Errar é humano. Mas errar repetidamente e não reconhecer o erro é desumano: é, além do mais, completamente oposto à ciência e à cultura científica que durante muitos anos defendemos juntos. Tenho muita pena de ter de falar contigo através dos telejornais, dos jornais e da Web, mas, nos últimos tempos, decidiste permanecer entricheirado no edifício que querias "implodir", não ouvindo as vozes da razão que chegam de todo o lado. São muitos e muito bons os investigadores sumariamente excluídos, não só as pessoas da tua geração que ajudaram a fazer crescer a ciência em Portugal como os jovens investigadores que agora vêem a ciência a mingar e são forçados a emigrar com mais este corte brutal.  Não podes sequer dizer que se trata de cortes impostos pela troika, porque o programa dito de "ajustamento" já terminou com uma "saída limpa". Sem ciência diversificada e plural, sem ciência qualificada a vários níveis, sem ciência devidamente espalhada pelo país, o desenvolvimento nacional ficará seriamente prejudicado. A ciência unia-nos e espero bem reencontrar-te na defesa dela. A ciência precisa de todos, a ciência precisa de ti!

Com um abraço do
Carlos

7 comentários:

Albert Virella disse...

E se admitissem que existe alguma razão quando se diz que as árvores escondem o bosque?

Não será que as razões de toda esta sem-razão são mais profundas e caseiras do que nos parece à primeira vista?
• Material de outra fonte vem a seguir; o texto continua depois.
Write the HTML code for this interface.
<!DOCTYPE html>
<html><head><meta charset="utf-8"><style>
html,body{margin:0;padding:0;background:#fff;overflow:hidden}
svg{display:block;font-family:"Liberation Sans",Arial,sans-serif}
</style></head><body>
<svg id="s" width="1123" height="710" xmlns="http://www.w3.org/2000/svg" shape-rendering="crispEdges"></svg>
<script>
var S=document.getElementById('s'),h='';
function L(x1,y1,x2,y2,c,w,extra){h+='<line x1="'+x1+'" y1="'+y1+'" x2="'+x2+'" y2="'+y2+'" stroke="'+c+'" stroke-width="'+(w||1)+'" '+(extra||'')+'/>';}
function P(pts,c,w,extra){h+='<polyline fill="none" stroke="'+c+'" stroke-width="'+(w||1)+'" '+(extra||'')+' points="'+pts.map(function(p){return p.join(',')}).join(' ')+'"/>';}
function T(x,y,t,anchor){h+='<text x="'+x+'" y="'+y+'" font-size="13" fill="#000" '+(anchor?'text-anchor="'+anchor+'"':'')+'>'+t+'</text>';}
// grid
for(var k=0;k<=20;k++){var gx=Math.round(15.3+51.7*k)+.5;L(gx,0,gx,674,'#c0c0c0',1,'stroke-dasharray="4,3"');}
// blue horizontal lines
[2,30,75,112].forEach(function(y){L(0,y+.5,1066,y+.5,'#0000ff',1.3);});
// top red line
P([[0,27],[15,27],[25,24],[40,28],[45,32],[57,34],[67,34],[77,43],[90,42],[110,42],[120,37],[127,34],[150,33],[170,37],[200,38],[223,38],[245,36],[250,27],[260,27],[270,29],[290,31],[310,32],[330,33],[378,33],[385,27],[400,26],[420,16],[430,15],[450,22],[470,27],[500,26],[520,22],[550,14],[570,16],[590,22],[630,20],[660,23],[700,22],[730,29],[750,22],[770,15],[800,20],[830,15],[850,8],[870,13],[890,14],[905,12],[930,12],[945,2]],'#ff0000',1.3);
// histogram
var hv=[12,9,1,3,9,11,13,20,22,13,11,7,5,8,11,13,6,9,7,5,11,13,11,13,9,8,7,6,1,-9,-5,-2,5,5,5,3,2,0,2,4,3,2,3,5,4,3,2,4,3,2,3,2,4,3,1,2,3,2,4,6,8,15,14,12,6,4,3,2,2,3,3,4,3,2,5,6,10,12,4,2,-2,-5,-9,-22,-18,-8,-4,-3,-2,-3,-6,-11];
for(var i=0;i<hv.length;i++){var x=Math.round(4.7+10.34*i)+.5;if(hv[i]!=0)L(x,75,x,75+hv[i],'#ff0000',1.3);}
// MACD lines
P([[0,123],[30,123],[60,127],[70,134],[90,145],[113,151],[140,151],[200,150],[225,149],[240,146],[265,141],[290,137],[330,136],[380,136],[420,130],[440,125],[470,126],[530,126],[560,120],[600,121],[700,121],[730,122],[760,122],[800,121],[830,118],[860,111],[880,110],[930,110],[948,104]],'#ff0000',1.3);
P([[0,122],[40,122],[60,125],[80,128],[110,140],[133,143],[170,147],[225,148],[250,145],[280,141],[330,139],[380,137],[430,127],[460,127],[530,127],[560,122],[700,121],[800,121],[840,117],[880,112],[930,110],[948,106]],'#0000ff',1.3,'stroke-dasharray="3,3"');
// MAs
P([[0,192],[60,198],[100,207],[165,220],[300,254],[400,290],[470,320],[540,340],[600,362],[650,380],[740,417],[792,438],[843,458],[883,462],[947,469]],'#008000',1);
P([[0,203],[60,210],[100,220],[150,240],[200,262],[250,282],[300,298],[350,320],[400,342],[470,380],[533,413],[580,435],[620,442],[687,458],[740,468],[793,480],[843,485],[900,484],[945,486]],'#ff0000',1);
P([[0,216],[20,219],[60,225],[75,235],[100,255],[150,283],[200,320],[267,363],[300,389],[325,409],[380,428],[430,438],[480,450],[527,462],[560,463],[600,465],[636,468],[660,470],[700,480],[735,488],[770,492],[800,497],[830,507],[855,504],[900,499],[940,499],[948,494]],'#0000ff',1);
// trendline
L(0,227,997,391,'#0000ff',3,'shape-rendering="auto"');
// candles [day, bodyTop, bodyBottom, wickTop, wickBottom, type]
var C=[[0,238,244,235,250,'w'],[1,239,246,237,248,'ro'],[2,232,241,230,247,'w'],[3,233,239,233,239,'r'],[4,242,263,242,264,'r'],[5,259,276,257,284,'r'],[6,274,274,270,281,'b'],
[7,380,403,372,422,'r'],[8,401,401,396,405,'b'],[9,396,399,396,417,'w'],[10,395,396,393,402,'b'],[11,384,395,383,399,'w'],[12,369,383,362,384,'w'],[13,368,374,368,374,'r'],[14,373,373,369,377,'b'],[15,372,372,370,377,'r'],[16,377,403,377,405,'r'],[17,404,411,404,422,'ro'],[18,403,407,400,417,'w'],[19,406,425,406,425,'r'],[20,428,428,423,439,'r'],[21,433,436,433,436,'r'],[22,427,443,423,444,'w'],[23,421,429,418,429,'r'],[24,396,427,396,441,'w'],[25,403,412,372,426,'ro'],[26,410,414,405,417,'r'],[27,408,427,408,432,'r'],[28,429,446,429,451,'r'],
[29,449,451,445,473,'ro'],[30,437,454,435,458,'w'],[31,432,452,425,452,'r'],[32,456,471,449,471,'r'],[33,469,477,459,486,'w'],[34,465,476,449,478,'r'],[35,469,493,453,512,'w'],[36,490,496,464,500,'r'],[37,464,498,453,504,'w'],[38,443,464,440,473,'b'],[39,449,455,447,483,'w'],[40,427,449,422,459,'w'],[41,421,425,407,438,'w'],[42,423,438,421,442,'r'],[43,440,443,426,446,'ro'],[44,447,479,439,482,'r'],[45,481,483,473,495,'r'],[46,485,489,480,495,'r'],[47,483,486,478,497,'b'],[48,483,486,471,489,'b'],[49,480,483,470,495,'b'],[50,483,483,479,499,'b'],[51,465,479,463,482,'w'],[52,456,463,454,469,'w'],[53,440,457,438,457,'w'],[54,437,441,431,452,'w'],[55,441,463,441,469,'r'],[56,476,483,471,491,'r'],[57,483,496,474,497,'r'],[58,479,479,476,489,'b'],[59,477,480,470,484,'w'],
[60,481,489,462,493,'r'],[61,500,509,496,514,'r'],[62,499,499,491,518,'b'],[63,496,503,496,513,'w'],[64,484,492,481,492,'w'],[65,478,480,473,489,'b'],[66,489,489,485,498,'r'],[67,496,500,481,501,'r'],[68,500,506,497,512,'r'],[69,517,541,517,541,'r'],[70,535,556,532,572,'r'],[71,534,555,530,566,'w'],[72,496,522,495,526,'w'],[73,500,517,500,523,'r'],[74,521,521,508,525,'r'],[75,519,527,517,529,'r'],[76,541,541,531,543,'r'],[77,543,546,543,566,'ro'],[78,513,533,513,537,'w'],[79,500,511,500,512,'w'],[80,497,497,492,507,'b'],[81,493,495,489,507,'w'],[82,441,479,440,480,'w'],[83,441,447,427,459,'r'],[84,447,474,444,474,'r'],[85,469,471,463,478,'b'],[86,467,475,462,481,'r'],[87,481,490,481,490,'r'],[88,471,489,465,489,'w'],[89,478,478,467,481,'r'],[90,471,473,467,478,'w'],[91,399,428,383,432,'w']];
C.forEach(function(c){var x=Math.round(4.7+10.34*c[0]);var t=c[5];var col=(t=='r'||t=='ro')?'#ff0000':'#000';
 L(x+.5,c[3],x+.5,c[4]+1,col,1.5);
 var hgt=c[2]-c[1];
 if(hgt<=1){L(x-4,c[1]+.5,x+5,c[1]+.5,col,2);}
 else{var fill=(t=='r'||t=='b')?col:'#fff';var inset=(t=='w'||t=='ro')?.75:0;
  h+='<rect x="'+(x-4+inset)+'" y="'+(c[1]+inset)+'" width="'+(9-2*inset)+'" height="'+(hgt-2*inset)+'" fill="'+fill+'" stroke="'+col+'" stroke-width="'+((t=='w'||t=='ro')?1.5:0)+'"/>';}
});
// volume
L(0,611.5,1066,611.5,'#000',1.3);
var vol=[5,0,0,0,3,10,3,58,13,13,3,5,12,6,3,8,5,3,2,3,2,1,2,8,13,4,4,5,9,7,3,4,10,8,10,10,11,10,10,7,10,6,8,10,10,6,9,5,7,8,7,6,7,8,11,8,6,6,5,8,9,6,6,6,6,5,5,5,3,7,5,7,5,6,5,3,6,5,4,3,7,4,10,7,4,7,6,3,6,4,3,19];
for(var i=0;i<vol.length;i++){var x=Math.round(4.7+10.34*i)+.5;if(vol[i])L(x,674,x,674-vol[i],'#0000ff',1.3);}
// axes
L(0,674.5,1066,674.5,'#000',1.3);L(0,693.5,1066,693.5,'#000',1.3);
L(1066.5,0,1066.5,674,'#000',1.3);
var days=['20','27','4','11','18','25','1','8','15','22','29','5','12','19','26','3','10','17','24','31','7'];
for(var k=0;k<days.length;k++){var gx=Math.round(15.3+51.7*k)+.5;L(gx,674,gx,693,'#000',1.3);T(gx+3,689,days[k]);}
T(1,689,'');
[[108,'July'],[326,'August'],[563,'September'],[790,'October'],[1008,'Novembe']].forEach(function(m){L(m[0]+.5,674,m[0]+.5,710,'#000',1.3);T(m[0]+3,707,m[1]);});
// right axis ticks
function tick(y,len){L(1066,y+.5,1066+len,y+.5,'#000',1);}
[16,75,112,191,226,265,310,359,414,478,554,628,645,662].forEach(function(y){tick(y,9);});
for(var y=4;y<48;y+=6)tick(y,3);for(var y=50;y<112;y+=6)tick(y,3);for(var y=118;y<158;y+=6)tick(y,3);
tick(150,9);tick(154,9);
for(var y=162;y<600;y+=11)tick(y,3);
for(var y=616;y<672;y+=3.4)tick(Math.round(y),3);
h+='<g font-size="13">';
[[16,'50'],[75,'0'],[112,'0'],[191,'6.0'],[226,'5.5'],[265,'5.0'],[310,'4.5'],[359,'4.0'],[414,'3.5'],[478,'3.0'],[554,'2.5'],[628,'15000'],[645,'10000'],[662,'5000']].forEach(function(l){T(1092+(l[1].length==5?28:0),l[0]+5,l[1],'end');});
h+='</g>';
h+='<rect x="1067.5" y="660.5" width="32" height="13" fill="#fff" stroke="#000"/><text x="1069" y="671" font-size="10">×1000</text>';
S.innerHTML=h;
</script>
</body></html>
Se tem tempo livre, leiam alguns escritos que aparecem no blogue vivenciasdevirella.

Mal não lhes fará, e não garanto que os ilumine. Estive errado imensas vezes, ao passo que outros tem sempre razão.. Sorte a deles.

Os meus cumprimentos, RESPEITOSOS (gostaram da despedida?)

Albert Virella

bulimundo disse...

O Crato é um bom sucessor deste..quiçá familiar..Durante o Estado Novo, o analfabetismo era bem visto pelo Estado, pois desta forma contribuía para manter intactas as tradições e os costumes do povo português;
Durante o Estado Novo, o ministro da Educação, Eusébio Tamagnini, numa entrevista dada ao jornal “Diário de Notícias”, publicada no dia 21 de Novembro de 1934, explicava como se iria extinguir o analfabetismo, apesar de não ter verbas suficientes para atender a todos os casos de adultos e crianças que não sabiam ler nem escrever. Para ser resolvido, afirmou que o problema teria de ser simplificado, de acordo com as modernas descobertas pedagógicas, dividindo a população portuguesa em cinco grupos, a saber: 1.º Ineducáveis, que correspondia a 8%; 2.º Normais estúpidos – 15%; 3.º Inteligência média – 60%; 4.º Inteligência Superior – 15%; 5.º Notáveis – 2%; http://www.correiodominho.com/cronicas.php?id=5854

Anónimo disse...

O que está acontecer no MEC, e no seu braço armado para a ciência – a FCT – é o que seria de esperar do doutor Nuno Crato. Júris. Avaliação. Rankings. Quotas. Só há dinheiro para o que está no “topo”, independentemente do que seja o dito “topo”. Daí para baixo, essas pessoas têm é de fazer outra coisa. As inconsistências e injustiças que são apontadas neste blog não passam de pequenos danos colaterais no processo de limpeza em curso.
Que mais seria de esperar de um senhor que escreveu um livro com o título “o desastre do ensino da matemática”, com uma bomba prestes a explodir na capa? De uma assentada passou um atestado de mediocridade a todos os professores de matemática.

Isabel Duarte disse...

Eu, contrariamente ao autor da Carta Aberta, por quem nutro o maior respeito, nunca acreditei no atual Ministro. Mas nunca pensei que fosse também tão obstinadamente surdo e cego, tão teimosamente mau e autista. Não acredito que reveja a sua posição. Estou pessimista, a não ser que todos os centros se unam.

Anónimo disse...

O que não deixa de ser curioso é que a política que era válida para o "ministério das escolinhas" - a do rigor, da exigência, da avaliação, dos exames - agora é nefasta para o "ministério da ciência". Este blog tem uma grande responsabilidade no que está a acontecer: aqui levaram Crato "ao colo" até ao ministério e aplaudiram de pé a "implosão" anunciada. Acaso pensaram que a loucura era só num sentido: na implosão dos outros reinos e nunca do vosso?

Vasco Gama disse...

Muito bem! Espero que não seja tarde demais...

Anónimo disse...

já não acreditava antes e também não acredito agora. A autonomia dos ministros e ministérios é uma falácia. É o primeiro ministro e o das Finanças que ditam políticas e princípios. Por detrás do Crato estão dois indivíduos da Lusíada (onde é que fica?) que de ensino superior, de investigação e de cultura universitária a sério pouca noção terão. Para eles a economia será, sobretudo, uma questão de contabilidade. Provavelmente dos múltiplos trabalhinhos de grupo que lhes garantiram a licenciatura apenas ficou isso.
Numa coisa o Crato terá razão, mas não força - há que separar águas e despromover "universidades" que de ensino superior pouco ou nada terão. E esta não é uma matéria de somenos porque, como se vê, as consequências poderão ser muito nefastas.